Both T1 and T2 weighted MR images are useful in staging bladder cancers. T1 weighted images are used to assess invasion of perivesical fat and surrounding organs (except the prostate) and involvement of lymph nodes and bone marrow. Urinary carcinomas have intermediate signal intensity, equal to that of muscle on T1-weighted images. The perivesical fat has high signal intensity and urine has low signal intensity on T1-weighted images. On T2-weighted images, bladder carcinoma has an intermediate to high signal intensity, urine has high signal intensity, and the bladder wall appears hypointense. If the muscle layer of the bladder wall is not disrupted at the site of the tumor, muscular invasion is absent or only superficial. Disruption of the muscle layer suggests deep tumor invasion. Additionally, bladder carcinomas will have lower signal on fat spin echo sequences than on conventional spin echo sequences.

MR imaging with dynamic gadolinium enhancement readily shows the extent of bladder tumor and involvement of adjacent organs. Gadolinium quickly distributes in the extracellular space without passing through intact cell membranes and typically provides substantial enhancement of urinary bladder carcinomas. Bladder carcinomas and the bladder mucosa tend to enhance more than the surrounding bladder wall early after injection of contrast. Tumors are seen approximately 5-15 seconds after arterial enhancement. This early enhancement also demonstrates good conspicuity of bladder tumor against gadolinium-free urine in the bladder. Fast dynamic MR imaging may also be able to differentiate between tumor and post-biopsy change, as tumor enhances earlier than post-biopsy tissue (6.5 sec vs. 13.6 sec). On delayed (5 min) postcontrast T1-weighted images, tumor can be demarcated clearly from the urine because of the high signal intensity of the urine. However, small tumors may be obscured.
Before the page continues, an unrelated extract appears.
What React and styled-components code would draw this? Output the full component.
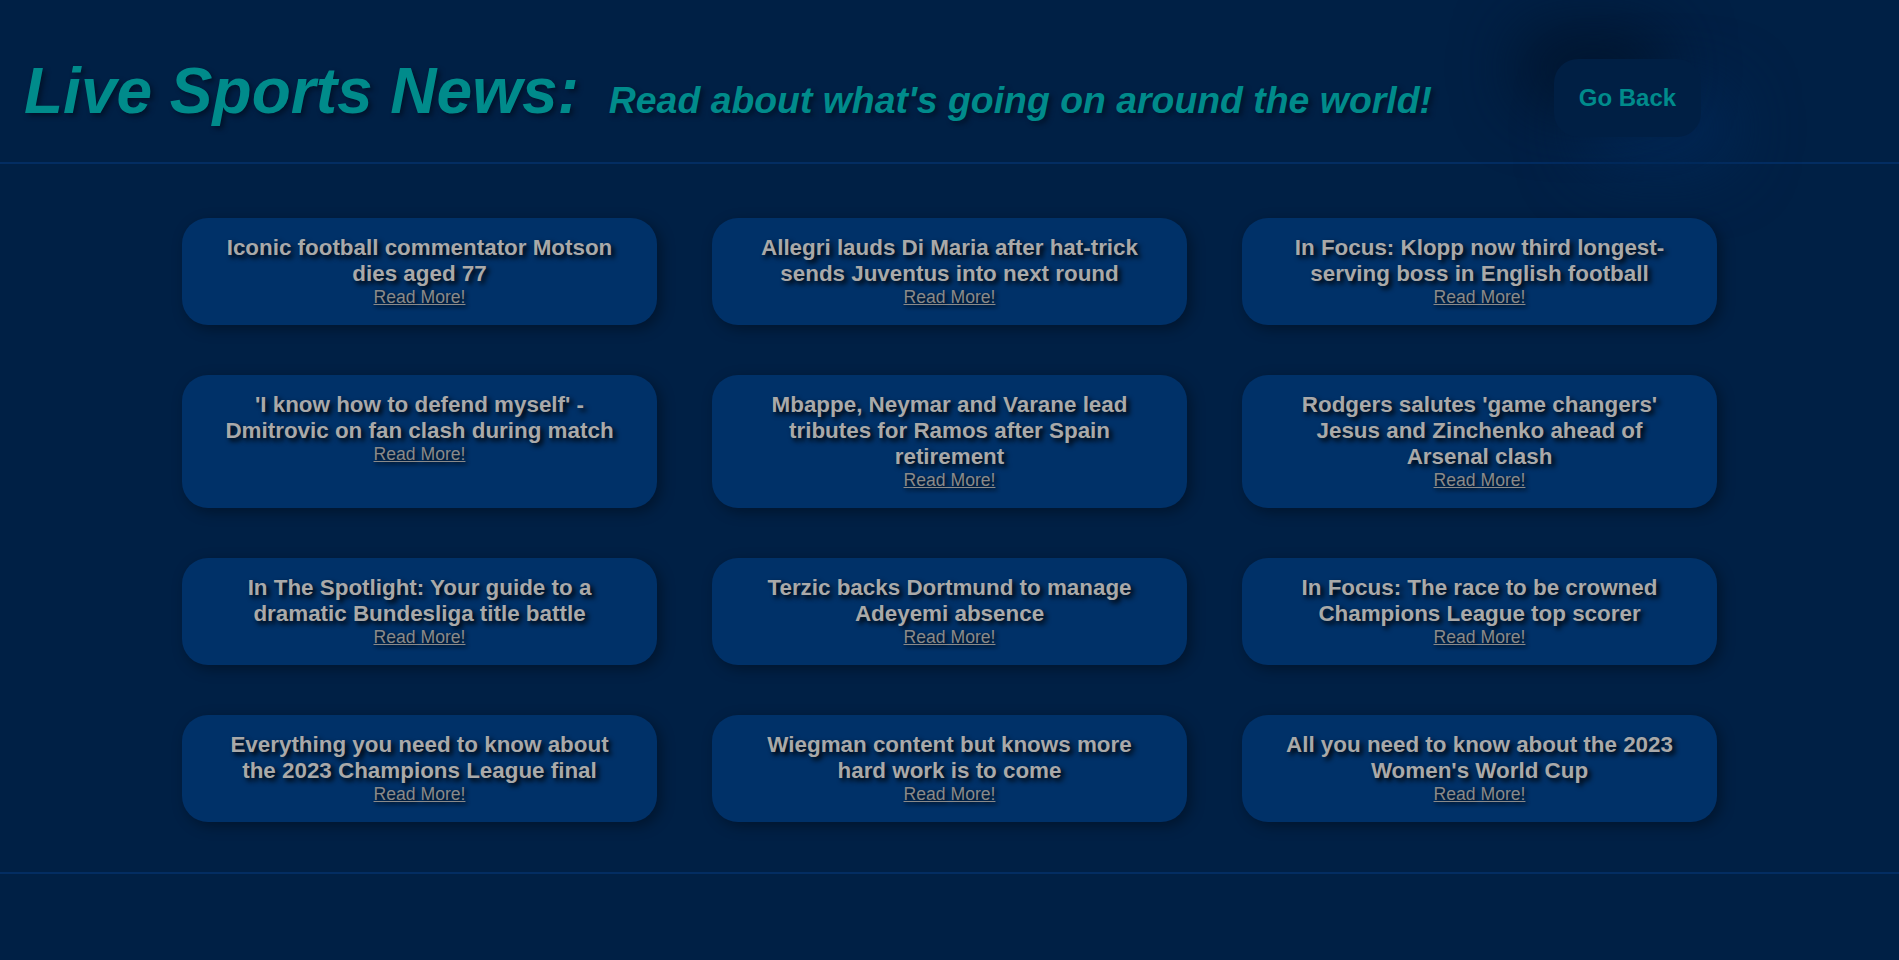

Lymph nodes and bone marrow metastases are most reliably demonstrated on 2 to 5 minutes postcontrast T1-weighted fat suppressed SGE images.

Approximately 70-80% of bladder cancers are diagnosed as early stage, which is associated with a 5-year survival rate of 81%. Patients with invasive tumors are at high risk for disease progression, and despite definitive therapy, the overall 5-year mortality rate is almost 50%. Selection of appropriate treatment for bladder cancer depends on accurate diagnosis and staging. Superficial neoplasm can be treated with transurethral resection and instillation of chemotherapeutic agents, BCG ( Bacillus Calmette-Guérin) immunotherapy, or both. Patients with involvement of the superficial muscle layer are candidates for segmental cystectomy. Invasive neoplasm and those with limited perivesical fat involvement require radical cystectomy. Presurgical chemotherapy or palliative radiation therapy is used when extension has occurred outside of the bladder to adjacent pelvic structures. MR imaging plays an important role in assessing response to therapy and for detecting tumor recurrence.

References:

  1. Semelka, Richard. Abdominal-Pelvic MRI. New York : Wiley-Liss Inc, 2002. pp. 956-961.
  2. Tekes A, Kamel IR, et al. MR Imaging Features of Transitional Cell Carcinoma of the Urinary Bladder. American Journal of Roentgenology. 2003; 180: 771-777.
  3. LP Lawler. MR Imaging of the Bladder. Radiologic Clinics of North America . 2003; 41(1): 161-177.
  4. Barentsz JO, Jager GJ, and JAM Witjes. MR Imaging of the Urinary Bladder. Oncologic MR Imaging. 2000; 8(4): 853-867.
  5. Barentsz JO, Engerlbrecht MRW, et al. MR Imaging of the Male Pelvis. European Radiology . 1999; 9: 1722-1736.
  6. Barentsz JO, Ruijs SHJ, and SP Strijk. The Role of MR Imaging in Carcinoma of the Urinary Bladder. American Journal of Roentgenology. 1993; 160: 937-947.